What the task requires :: Exclude the pictures, then repeat the remaining data exactly.

Source material ::
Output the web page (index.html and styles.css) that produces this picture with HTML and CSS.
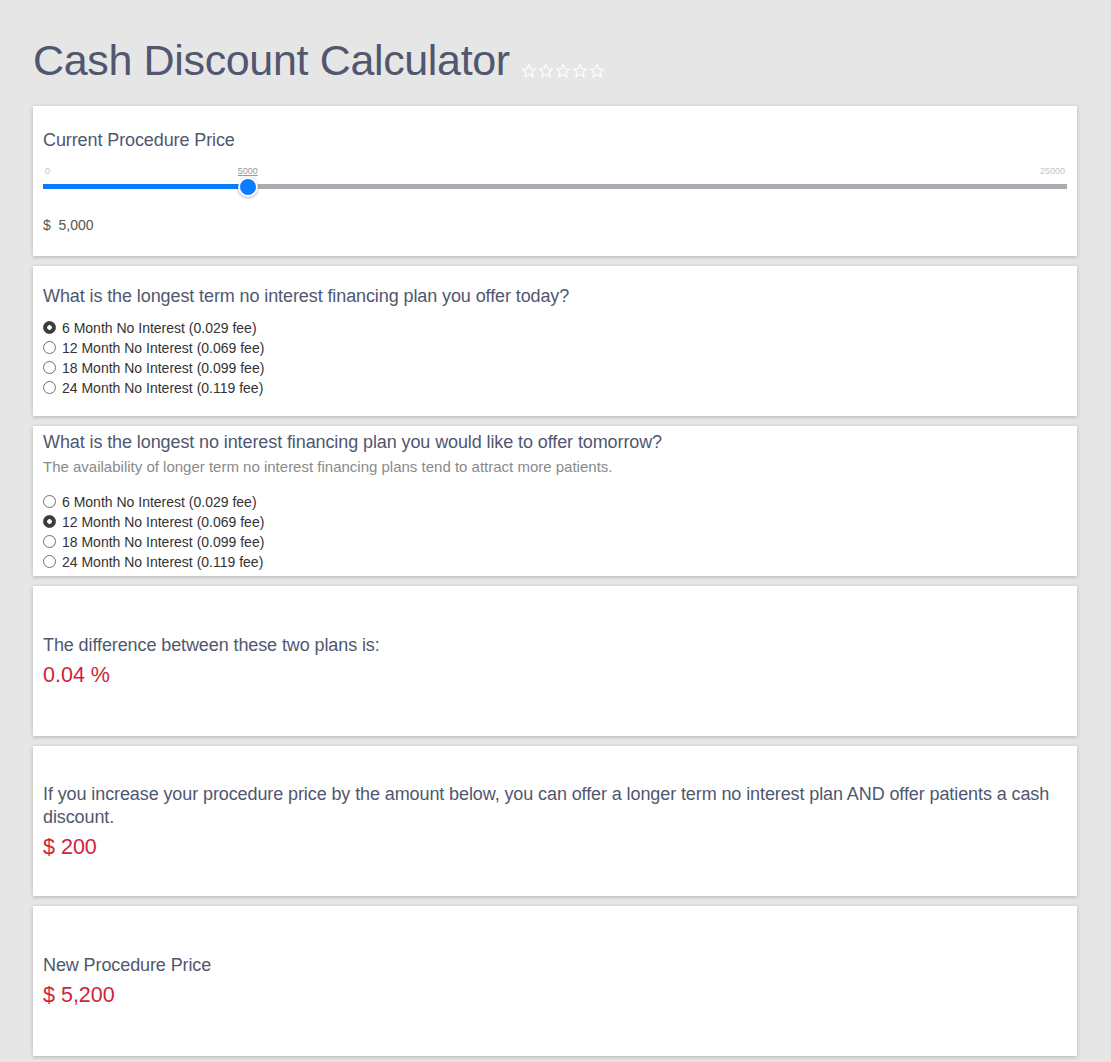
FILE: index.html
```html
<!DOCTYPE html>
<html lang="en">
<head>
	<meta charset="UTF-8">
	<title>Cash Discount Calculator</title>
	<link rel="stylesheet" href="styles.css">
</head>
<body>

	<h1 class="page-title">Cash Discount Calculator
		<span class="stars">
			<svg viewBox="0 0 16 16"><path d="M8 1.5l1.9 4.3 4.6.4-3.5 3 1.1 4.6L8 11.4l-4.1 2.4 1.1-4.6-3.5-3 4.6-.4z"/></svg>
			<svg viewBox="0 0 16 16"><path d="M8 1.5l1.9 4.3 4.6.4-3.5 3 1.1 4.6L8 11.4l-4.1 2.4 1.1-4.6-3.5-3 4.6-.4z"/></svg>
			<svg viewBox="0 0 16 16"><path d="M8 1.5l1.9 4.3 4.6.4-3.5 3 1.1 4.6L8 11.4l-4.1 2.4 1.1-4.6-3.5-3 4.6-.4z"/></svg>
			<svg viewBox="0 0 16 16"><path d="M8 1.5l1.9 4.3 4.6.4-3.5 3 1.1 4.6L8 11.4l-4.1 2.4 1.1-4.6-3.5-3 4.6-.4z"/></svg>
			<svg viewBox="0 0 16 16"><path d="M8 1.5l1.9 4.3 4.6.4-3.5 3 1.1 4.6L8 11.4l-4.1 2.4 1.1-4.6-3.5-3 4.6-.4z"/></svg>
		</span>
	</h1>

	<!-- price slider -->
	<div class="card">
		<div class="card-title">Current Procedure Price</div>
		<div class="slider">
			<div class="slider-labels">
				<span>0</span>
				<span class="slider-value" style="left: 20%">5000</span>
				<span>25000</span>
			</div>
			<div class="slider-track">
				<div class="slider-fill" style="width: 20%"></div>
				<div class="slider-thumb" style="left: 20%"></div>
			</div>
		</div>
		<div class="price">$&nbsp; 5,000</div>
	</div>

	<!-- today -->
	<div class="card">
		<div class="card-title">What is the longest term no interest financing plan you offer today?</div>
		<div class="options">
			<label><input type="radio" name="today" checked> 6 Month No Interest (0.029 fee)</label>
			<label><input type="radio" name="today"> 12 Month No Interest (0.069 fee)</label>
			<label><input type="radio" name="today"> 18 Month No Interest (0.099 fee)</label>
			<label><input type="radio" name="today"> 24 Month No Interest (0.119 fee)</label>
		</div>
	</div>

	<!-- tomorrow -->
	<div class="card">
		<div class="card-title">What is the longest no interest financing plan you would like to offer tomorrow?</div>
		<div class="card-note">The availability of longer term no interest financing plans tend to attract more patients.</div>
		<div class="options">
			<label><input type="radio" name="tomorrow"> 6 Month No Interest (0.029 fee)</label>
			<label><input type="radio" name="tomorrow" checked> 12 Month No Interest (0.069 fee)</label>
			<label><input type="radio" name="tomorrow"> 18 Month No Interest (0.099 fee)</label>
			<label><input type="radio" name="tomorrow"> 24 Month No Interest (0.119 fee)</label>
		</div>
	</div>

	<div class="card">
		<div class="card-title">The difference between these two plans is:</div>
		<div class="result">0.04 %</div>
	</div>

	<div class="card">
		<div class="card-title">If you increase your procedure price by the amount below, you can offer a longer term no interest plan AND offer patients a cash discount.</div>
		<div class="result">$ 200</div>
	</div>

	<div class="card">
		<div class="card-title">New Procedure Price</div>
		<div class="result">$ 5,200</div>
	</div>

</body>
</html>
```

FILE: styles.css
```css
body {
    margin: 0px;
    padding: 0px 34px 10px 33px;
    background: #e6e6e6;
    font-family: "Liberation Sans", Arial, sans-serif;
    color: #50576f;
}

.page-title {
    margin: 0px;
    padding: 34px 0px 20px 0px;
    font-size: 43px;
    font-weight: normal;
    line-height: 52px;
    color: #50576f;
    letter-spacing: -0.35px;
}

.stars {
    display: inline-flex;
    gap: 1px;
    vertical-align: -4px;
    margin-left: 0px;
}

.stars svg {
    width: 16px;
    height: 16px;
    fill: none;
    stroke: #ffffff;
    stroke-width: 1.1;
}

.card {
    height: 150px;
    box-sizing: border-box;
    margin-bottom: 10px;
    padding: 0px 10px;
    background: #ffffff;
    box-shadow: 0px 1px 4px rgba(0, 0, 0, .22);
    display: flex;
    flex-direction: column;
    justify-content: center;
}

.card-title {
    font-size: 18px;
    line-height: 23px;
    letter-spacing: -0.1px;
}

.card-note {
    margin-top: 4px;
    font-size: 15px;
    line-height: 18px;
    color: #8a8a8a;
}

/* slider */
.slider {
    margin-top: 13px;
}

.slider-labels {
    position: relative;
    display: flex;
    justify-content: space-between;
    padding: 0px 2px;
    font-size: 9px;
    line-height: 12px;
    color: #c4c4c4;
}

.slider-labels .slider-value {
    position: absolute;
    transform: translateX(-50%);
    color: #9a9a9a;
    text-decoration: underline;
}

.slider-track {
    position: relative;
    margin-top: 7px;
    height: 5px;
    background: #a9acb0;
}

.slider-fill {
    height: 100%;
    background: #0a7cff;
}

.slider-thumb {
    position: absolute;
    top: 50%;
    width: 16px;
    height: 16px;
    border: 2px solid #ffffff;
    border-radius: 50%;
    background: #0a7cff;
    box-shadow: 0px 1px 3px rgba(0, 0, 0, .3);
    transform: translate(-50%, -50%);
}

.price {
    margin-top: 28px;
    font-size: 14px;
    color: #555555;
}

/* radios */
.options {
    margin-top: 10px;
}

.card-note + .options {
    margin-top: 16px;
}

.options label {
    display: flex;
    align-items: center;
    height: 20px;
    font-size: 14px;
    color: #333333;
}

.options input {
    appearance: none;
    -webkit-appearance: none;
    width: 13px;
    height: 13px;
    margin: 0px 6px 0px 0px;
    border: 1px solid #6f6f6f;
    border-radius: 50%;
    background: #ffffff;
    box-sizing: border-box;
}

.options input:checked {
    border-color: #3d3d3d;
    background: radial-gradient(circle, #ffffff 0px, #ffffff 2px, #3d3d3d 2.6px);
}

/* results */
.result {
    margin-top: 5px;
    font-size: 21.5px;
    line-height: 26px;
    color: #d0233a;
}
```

Output for this task ::
Output the web page (index.html and styles.css) that produces this picture with HTML and CSS.
FILE: index.html
```html
<!DOCTYPE html>
<html lang="en">
<head>
	<meta charset="UTF-8">
	<title>Cash Discount Calculator</title>
	<link rel="stylesheet" href="styles.css">
</head>
<body>

	<h1 class="page-title">Cash Discount Calculator
		<span class="stars">
			<svg viewBox="0 0 16 16"><path d="M8 1.5l1.9 4.3 4.6.4-3.5 3 1.1 4.6L8 11.4l-4.1 2.4 1.1-4.6-3.5-3 4.6-.4z"/></svg>
			<svg viewBox="0 0 16 16"><path d="M8 1.5l1.9 4.3 4.6.4-3.5 3 1.1 4.6L8 11.4l-4.1 2.4 1.1-4.6-3.5-3 4.6-.4z"/></svg>
			<svg viewBox="0 0 16 16"><path d="M8 1.5l1.9 4.3 4.6.4-3.5 3 1.1 4.6L8 11.4l-4.1 2.4 1.1-4.6-3.5-3 4.6-.4z"/></svg>
			<svg viewBox="0 0 16 16"><path d="M8 1.5l1.9 4.3 4.6.4-3.5 3 1.1 4.6L8 11.4l-4.1 2.4 1.1-4.6-3.5-3 4.6-.4z"/></svg>
			<svg viewBox="0 0 16 16"><path d="M8 1.5l1.9 4.3 4.6.4-3.5 3 1.1 4.6L8 11.4l-4.1 2.4 1.1-4.6-3.5-3 4.6-.4z"/></svg>
		</span>
	</h1>

	<!-- price slider -->
	<div class="card">
		<div class="card-title">Current Procedure Price</div>
		<div class="slider">
			<div class="slider-labels">
				<span>0</span>
				<span class="slider-value" style="left: 20%">5000</span>
				<span>25000</span>
			</div>
			<div class="slider-track">
				<div class="slider-fill" style="width: 20%"></div>
				<div class="slider-thumb" style="left: 20%"></div>
			</div>
		</div>
		<div class="price">$&nbsp; 5,000</div>
	</div>

	<!-- today -->
	<div class="card">
		<div class="card-title">What is the longest term no interest financing plan you offer today?</div>
		<div class="options">
			<label><input type="radio" name="today" checked> 6 Month No Interest (0.029 fee)</label>
			<label><input type="radio" name="today"> 12 Month No Interest (0.069 fee)</label>
			<label><input type="radio" name="today"> 18 Month No Interest (0.099 fee)</label>
			<label><input type="radio" name="today"> 24 Month No Interest (0.119 fee)</label>
		</div>
	</div>

	<!-- tomorrow -->
	<div class="card">
		<div class="card-title">What is the longest no interest financing plan you would like to offer tomorrow?</div>
		<div class="card-note">The availability of longer term no interest financing plans tend to attract more patients.</div>
		<div class="options">
			<label><input type="radio" name="tomorrow"> 6 Month No Interest (0.029 fee)</label>
			<label><input type="radio" name="tomorrow" checked> 12 Month No Interest (0.069 fee)</label>
			<label><input type="radio" name="tomorrow"> 18 Month No Interest (0.099 fee)</label>
			<label><input type="radio" name="tomorrow"> 24 Month No Interest (0.119 fee)</label>
		</div>
	</div>

	<div class="card">
		<div class="card-title">The difference between these two plans is:</div>
		<div class="result">0.04 %</div>
	</div>

	<div class="card">
		<div class="card-title">If you increase your procedure price by the amount below, you can offer a longer term no interest plan AND offer patients a cash discount.</div>
		<div class="result">$ 200</div>
	</div>

	<div class="card">
		<div class="card-title">New Procedure Price</div>
		<div class="result">$ 5,200</div>
	</div>

</body>
</html>
```

FILE: styles.css
```css
body {
    margin: 0px;
    padding: 0px 34px 10px 33px;
    background: #e6e6e6;
    font-family: "Liberation Sans", Arial, sans-serif;
    color: #50576f;
}

.page-title {
    margin: 0px;
    padding: 34px 0px 20px 0px;
    font-size: 43px;
    font-weight: normal;
    line-height: 52px;
    color: #50576f;
    letter-spacing: -0.35px;
}

.stars {
    display: inline-flex;
    gap: 1px;
    vertical-align: -4px;
    margin-left: 0px;
}

.stars svg {
    width: 16px;
    height: 16px;
    fill: none;
    stroke: #ffffff;
    stroke-width: 1.1;
}

.card {
    height: 150px;
    box-sizing: border-box;
    margin-bottom: 10px;
    padding: 0px 10px;
    background: #ffffff;
    box-shadow: 0px 1px 4px rgba(0, 0, 0, .22);
    display: flex;
    flex-direction: column;
    justify-content: center;
}

.card-title {
    font-size: 18px;
    line-height: 23px;
    letter-spacing: -0.1px;
}

.card-note {
    margin-top: 4px;
    font-size: 15px;
    line-height: 18px;
    color: #8a8a8a;
}

/* slider */
.slider {
    margin-top: 13px;
}

.slider-labels {
    position: relative;
    display: flex;
    justify-content: space-between;
    padding: 0px 2px;
    font-size: 9px;
    line-height: 12px;
    color: #c4c4c4;
}

.slider-labels .slider-value {
    position: absolute;
    transform: translateX(-50%);
    color: #9a9a9a;
    text-decoration: underline;
}

.slider-track {
    position: relative;
    margin-top: 7px;
    height: 5px;
    background: #a9acb0;
}

.slider-fill {
    height: 100%;
    background: #0a7cff;
}

.slider-thumb {
    position: absolute;
    top: 50%;
    width: 16px;
    height: 16px;
    border: 2px solid #ffffff;
    border-radius: 50%;
    background: #0a7cff;
    box-shadow: 0px 1px 3px rgba(0, 0, 0, .3);
    transform: translate(-50%, -50%);
}

.price {
    margin-top: 28px;
    font-size: 14px;
    color: #555555;
}

/* radios */
.options {
    margin-top: 10px;
}

.card-note + .options {
    margin-top: 16px;
}

.options label {
    display: flex;
    align-items: center;
    height: 20px;
    font-size: 14px;
    color: #333333;
}

.options input {
    appearance: none;
    -webkit-appearance: none;
    width: 13px;
    height: 13px;
    margin: 0px 6px 0px 0px;
    border: 1px solid #6f6f6f;
    border-radius: 50%;
    background: #ffffff;
    box-sizing: border-box;
}

.options input:checked {
    border-color: #3d3d3d;
    background: radial-gradient(circle, #ffffff 0px, #ffffff 2px, #3d3d3d 2.6px);
}

/* results */
.result {
    margin-top: 5px;
    font-size: 21.5px;
    line-height: 26px;
    color: #d0233a;
}
```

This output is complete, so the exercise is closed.